--- Goal ---
Extract everything from the first line through the line with "['03/10', '04/10', '05/10', '06/10', '07/10', '08/10', '09/10'];", both ends included, except for any pictures.

····················

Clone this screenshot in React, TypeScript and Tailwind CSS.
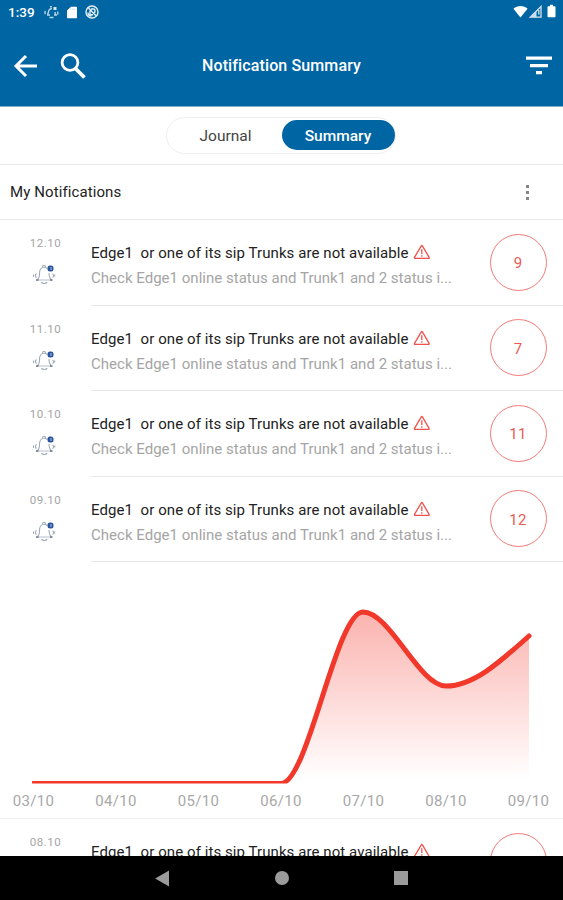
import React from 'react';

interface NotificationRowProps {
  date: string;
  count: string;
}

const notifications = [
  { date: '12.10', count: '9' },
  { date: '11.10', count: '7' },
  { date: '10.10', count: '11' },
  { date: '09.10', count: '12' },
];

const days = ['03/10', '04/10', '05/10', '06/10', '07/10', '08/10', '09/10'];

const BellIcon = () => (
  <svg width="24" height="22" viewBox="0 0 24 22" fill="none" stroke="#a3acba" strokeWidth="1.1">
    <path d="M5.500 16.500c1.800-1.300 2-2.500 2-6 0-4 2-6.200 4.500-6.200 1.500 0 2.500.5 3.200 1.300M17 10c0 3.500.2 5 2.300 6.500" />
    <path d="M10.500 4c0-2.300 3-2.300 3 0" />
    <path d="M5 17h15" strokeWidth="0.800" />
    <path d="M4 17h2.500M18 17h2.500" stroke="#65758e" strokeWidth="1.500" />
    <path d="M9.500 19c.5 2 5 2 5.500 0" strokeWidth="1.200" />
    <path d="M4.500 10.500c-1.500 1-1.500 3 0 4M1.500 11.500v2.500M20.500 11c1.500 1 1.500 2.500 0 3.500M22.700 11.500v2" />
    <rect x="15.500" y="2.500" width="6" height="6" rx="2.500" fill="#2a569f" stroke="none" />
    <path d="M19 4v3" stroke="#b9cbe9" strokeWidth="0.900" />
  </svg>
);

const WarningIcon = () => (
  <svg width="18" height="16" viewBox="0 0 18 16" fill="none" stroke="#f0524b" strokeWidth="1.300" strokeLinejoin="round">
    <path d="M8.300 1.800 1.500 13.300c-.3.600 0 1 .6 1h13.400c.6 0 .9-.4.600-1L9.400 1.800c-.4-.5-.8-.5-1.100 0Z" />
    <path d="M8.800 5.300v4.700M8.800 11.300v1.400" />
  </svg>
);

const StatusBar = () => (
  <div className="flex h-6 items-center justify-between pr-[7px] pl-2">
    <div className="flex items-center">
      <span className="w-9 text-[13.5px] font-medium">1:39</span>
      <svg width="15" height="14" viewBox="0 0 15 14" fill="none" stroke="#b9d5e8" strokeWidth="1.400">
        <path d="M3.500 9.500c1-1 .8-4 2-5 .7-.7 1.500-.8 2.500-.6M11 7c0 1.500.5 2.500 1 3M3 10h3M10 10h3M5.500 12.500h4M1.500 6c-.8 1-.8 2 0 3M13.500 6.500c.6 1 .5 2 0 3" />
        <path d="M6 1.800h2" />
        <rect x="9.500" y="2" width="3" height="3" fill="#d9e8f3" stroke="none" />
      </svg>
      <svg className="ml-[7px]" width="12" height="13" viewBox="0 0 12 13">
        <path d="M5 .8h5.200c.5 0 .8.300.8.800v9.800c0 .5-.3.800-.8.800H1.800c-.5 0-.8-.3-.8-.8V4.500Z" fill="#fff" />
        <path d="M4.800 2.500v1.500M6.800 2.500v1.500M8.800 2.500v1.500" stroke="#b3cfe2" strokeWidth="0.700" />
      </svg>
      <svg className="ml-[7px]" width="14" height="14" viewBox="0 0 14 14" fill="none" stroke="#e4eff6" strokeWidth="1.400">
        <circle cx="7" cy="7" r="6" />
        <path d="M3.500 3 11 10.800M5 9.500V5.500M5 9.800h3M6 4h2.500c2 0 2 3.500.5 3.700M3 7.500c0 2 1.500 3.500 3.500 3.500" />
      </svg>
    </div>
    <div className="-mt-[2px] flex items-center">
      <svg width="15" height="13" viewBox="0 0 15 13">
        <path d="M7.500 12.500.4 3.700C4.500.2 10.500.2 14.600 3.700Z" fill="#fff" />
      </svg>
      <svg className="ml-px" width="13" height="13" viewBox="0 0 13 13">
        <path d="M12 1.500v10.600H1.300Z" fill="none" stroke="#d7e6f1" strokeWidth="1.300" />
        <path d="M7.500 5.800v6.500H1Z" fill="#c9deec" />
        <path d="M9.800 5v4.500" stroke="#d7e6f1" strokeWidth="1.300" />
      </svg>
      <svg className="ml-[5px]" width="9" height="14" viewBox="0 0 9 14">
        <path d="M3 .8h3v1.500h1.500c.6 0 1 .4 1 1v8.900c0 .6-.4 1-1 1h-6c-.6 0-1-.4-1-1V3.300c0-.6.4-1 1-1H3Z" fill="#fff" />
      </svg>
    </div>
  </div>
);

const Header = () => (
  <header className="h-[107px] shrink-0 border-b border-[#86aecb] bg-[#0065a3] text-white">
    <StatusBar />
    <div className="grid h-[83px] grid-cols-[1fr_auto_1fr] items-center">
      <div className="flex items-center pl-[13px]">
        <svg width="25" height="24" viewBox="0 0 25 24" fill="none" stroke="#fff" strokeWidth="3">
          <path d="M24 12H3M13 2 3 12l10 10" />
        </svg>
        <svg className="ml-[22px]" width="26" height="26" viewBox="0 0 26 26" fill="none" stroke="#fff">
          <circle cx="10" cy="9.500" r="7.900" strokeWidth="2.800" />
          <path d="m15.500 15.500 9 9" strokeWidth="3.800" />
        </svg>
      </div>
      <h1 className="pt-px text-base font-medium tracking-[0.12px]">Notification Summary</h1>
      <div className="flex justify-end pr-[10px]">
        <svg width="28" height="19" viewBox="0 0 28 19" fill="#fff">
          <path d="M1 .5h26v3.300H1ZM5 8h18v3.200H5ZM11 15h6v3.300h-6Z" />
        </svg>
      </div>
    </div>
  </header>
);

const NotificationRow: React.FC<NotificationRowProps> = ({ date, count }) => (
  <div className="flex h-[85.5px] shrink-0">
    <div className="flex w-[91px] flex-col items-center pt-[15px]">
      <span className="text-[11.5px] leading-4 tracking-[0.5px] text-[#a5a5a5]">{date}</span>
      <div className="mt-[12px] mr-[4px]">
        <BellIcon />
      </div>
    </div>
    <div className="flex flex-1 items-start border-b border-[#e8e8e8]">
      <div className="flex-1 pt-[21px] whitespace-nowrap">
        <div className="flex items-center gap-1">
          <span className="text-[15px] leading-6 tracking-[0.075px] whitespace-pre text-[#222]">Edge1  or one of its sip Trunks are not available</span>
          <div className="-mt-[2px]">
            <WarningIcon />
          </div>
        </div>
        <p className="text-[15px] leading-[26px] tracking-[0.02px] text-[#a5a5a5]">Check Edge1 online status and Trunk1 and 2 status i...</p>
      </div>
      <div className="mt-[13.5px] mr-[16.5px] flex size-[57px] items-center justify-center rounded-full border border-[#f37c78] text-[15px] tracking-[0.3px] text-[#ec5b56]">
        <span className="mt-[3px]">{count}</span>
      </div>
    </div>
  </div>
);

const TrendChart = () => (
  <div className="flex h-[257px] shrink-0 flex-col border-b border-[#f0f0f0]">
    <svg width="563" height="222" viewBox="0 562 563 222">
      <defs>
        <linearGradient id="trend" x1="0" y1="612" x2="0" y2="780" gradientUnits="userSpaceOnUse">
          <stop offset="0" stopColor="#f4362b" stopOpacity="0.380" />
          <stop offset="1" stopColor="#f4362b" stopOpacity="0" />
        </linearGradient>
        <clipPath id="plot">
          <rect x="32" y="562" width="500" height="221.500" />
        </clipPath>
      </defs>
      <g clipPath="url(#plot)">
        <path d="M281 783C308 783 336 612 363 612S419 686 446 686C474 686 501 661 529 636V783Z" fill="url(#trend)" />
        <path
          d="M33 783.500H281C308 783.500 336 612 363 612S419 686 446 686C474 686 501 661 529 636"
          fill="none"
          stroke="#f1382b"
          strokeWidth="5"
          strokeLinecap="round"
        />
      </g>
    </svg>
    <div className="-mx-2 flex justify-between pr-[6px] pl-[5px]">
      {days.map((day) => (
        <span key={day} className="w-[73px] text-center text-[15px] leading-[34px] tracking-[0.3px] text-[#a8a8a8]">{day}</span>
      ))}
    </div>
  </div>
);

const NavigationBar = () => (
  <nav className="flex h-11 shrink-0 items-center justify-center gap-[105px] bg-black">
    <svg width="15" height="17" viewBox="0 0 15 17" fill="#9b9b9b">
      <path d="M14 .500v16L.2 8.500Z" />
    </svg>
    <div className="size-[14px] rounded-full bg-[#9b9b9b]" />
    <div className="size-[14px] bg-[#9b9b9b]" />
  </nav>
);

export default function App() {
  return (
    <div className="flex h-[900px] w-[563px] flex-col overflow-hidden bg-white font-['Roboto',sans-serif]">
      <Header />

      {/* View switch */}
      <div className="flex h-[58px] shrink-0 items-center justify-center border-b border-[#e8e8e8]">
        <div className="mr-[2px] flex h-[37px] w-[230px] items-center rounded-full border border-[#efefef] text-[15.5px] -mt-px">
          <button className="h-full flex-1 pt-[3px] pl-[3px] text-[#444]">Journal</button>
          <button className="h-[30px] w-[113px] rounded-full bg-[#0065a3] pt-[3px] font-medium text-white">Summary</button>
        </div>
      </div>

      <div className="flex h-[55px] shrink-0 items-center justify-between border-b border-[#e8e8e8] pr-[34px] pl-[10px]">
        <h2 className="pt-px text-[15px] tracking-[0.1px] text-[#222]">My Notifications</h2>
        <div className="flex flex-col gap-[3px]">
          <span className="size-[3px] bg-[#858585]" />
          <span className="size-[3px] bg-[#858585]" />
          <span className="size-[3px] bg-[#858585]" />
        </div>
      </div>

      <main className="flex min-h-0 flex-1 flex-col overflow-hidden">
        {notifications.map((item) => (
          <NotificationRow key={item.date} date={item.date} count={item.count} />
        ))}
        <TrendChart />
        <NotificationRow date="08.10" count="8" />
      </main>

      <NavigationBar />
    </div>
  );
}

····················

--- Solution ---
Clone this screenshot in React, TypeScript and Tailwind CSS.
import React from 'react';

interface NotificationRowProps {
  date: string;
  count: string;
}

const notifications = [
  { date: '12.10', count: '9' },
  { date: '11.10', count: '7' },
  { date: '10.10', count: '11' },
  { date: '09.10', count: '12' },
];

const days = ['03/10', '04/10', '05/10', '06/10', '07/10', '08/10', '09/10'];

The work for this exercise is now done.